You damn near fricasseed me.
But seriously, though, what you crying about? Will, the only reason I did this is because I wanna be a Kappa.
So I guess that if I don't go through with this thing then you can kiss your pledge pin goodbye.
Oh, well.
[LAUGHS.]
I deserve that.
Will, I just want you to know that this is the best date that I've had in a long time.
I mean, before I tied you up.
Like I'm supposed to believe that.
Pfft! For real? WILL [WHIMPERING.]
: You're right, I'm so sorry.
I'm a dog.
I'm the fresh prince of the pound.
The doggiest of all dogs.
Unbelievable.
Will Smith apologizing.
My sisters, welcome the newest member of Kappa Phi Gamma, Lisa Wilkes.
All right.
[ALL CHEERING.]
Hey, wait, wait, wait.
Whoa, hold up.
What, y'all just gonna leave me hanging up here like a piece of Rotisserie Gold, huh? [BARKS.]
What's wrong, Will? Rough weekend? Carlton man, listen, my date with Lisa didn't quite turn out the way I planned.
Pray tell, why not?

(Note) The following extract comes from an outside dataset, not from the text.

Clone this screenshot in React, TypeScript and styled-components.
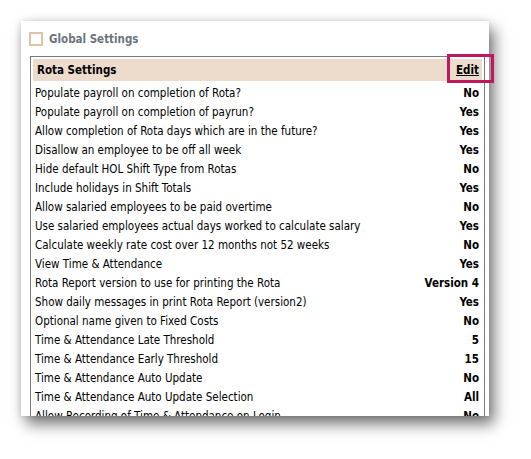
import styled, { createGlobalStyle } from "styled-components";

const GlobalStyle = createGlobalStyle`
  body {
    margin: 0;
    background: #ffffff;
    font-family: "DejaVu Sans Condensed", "DejaVu Sans", sans-serif;
  }
`;

const Page = styled.div`
  padding: 21px 0 0 21px;
  height: 459px;
  box-sizing: border-box;
`;

const Panel = styled.div`
  display: flex;
  flex-direction: column;
  width: 468px;
  height: 395px;
  background: #ffffff;
  box-sizing: border-box;
  padding: 10px 4px 0 8px;
  box-shadow: 5px 8px 14px rgba(0, 0, 0, 0.55), -1px 0 6px rgba(0, 0, 0, 0.12);
`;

const TitleRow = styled.div`
  display: flex;
  align-items: center;
  gap: 6px;
  height: 15px;
  margin-bottom: 10px;
`;

const Checkbox = styled.span`
  width: 14px;
  height: 14px;
  box-sizing: border-box;
  border: 2px solid #ddc4a8;
  background: #fff;
`;

const Title = styled.span`
  font-size: 11.5px;
  font-weight: bold;
  color: #6d737c;
`;

const Table = styled.div`
  display: flex;
  flex-direction: column;
  flex: 1;
  min-height: 0;
  margin-left: 1px;
  border: 1px solid #7a7a7a;
  border-bottom: none;
  padding: 2px 2px 0 2px;
`;

const Header = styled.div`
  position: relative;
  display: flex;
  align-items: center;
  justify-content: space-between;
  flex: none;
  height: 22px;
  margin-bottom: 2px;
  padding: 0 3px 0 4px;
  background: #eddccb;
  font-size: 11.5px;
  font-weight: bold;
  color: #000;
`;

const EditLink = styled.a`
  position: relative;
  color: #000;
  text-decoration: underline;
  cursor: pointer;
`;

const Highlight = styled.span`
  position: absolute;
  left: -9px;
  right: -15px;
  top: -9px;
  bottom: -6px;
  border: 3px solid #c0175d;
  pointer-events: none;
`;

const Body = styled.div`
  flex: 1;
  min-height: 0;
  overflow: hidden;
`;

const Row = styled.div`
  display: flex;
  align-items: center;
  justify-content: space-between;
  height: 19px;
  padding: 0 3px 0 2px;
  font-size: 11.5px;
  color: #000;
`;

const Value = styled.span`
  font-weight: bold;
`;

const settings: [string, string][] = [
  ["Populate payroll on completion of Rota?", "No"],
  ["Populate payroll on completion of payrun?", "Yes"],
  ["Allow completion of Rota days which are in the future?", "Yes"],
  ["Disallow an employee to be off all week", "Yes"],
  ["Hide default HOL Shift Type from Rotas", "No"],
  ["Include holidays in Shift Totals", "Yes"],
  ["Allow salaried employees to be paid overtime", "No"],
  ["Use salaried employees actual days worked to calculate salary", "Yes"],
  ["Calculate weekly rate cost over 12 months not 52 weeks", "No"],
  ["View Time & Attendance", "Yes"],
  ["Rota Report version to use for printing the Rota", "Version 4"],
  ["Show daily messages in print Rota Report (version2)", "Yes"],
  ["Optional name given to Fixed Costs", "No"],
  ["Time & Attendance Late Threshold", "5"],
  ["Time & Attendance Early Threshold", "15"],
  ["Time & Attendance Auto Update", "No"],
  ["Time & Attendance Auto Update Selection", "All"],
  ["Allow Recording of Time & Attendance on Login", "No"],
];

export default function App() {
  return (
    <>
      <GlobalStyle />
      <Page>
        <Panel>
          <TitleRow>
            <Checkbox />
            <Title>Global Settings</Title>
          </TitleRow>
          <Table>
            <Header>
              <span>Rota Settings</span>
              <EditLink>
                Edit
                <Highlight />
              </EditLink>
            </Header>
            <Body>
              {settings.map(([label, value]) => (
                <Row key={label}>
                  <span>{label}</span>
                  <Value>{value}</Value>
                </Row>
              ))}
            </Body>
          </Table>
        </Panel>
      </Page>
    </>
  );
}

We got up there, the girl went crazy.
She tied me to this chair, was trying to torture me.
No.
But I got loose, man.
Then she really went off.
So I grabbed this rock, man [WILL SOBBING.]
and I Oh, my God, she's still up there.
Oh, my God! Oh, my God! Oh, my God! Oh, God.
Oh, Lisa! Gotcha.
[LAUGHING.]
No! No! Tell me you didn't.
Oh, God.
No, no, no.
Will, no.
Oh, my God, no! Oh, no.
How could you do that? Oh, no.
Oh, my Oh, God.
Oh, God.
No.
No.
Oh, God, how could he do that? How could he do that? Oh, my God! Oh, my God.